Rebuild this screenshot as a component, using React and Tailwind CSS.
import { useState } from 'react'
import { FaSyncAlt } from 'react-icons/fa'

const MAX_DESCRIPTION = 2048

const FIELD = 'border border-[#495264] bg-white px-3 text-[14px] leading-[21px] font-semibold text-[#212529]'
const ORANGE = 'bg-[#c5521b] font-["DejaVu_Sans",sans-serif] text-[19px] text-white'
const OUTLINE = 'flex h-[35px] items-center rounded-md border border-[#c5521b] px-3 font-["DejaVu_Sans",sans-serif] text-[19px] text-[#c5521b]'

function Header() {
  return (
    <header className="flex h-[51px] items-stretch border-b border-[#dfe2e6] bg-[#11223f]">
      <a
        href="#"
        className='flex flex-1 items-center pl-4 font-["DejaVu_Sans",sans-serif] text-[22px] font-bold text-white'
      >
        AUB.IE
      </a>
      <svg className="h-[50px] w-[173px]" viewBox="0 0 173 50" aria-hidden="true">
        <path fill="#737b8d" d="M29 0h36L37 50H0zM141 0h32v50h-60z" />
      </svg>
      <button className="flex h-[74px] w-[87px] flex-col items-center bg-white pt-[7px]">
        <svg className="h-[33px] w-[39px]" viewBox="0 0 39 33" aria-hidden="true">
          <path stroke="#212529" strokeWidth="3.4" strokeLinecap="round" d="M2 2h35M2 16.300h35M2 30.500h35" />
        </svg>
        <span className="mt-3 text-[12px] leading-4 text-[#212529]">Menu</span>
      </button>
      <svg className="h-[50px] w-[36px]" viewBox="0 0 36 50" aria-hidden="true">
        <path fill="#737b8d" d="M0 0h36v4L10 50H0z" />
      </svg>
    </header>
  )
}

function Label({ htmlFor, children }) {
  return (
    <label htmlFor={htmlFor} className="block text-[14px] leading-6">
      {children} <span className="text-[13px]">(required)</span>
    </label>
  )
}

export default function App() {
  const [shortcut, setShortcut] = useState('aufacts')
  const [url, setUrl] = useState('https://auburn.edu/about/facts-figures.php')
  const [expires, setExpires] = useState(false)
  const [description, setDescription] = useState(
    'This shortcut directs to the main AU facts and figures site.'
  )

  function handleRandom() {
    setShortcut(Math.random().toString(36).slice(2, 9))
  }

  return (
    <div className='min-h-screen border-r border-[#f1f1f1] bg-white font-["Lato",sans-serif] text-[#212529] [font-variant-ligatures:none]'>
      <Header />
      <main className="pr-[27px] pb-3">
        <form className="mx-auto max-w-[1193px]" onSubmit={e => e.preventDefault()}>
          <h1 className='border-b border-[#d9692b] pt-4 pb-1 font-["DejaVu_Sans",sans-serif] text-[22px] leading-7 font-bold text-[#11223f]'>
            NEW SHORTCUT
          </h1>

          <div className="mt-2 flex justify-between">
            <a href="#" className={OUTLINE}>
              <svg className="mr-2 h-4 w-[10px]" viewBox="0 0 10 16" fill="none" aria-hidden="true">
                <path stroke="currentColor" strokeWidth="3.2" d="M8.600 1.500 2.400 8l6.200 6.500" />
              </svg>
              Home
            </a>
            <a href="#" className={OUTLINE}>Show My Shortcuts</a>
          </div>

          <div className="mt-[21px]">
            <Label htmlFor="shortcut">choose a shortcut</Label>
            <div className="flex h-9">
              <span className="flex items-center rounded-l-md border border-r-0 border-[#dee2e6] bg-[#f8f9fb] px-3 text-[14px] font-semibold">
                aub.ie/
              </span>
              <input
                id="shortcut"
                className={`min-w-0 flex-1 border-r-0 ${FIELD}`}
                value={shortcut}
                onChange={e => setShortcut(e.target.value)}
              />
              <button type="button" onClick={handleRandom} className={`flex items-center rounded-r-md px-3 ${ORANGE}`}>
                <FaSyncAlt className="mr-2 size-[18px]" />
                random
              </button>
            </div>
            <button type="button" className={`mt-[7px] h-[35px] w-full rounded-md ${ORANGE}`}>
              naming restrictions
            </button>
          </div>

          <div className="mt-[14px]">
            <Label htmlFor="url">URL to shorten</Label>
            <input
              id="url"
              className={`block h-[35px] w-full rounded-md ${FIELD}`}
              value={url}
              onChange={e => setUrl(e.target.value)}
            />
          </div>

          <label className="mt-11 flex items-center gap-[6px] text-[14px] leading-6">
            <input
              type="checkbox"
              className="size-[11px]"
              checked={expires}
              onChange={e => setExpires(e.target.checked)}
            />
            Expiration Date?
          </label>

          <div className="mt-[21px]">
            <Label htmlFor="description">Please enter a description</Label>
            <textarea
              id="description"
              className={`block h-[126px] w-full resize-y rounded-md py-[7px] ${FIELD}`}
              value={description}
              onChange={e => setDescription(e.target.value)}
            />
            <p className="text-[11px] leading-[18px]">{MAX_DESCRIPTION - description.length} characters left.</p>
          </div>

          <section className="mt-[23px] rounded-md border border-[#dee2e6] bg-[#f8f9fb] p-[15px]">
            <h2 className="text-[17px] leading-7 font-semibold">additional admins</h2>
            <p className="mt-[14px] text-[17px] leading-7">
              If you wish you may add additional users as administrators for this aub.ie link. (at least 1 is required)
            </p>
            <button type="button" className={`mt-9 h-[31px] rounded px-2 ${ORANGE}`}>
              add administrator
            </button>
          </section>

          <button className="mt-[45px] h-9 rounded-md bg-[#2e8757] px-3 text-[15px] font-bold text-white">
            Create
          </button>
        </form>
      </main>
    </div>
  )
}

──────

### WHAT TO WORK ON
Copy out only the lines running from the beginning of the data to the line with "const MAX_DESCRIPTION = 2048", both ends included.

### SOLUTION FOR THIS TASK
Rebuild this screenshot as a component, using React and Tailwind CSS.
import { useState } from 'react'
import { FaSyncAlt } from 'react-icons/fa'

const MAX_DESCRIPTION = 2048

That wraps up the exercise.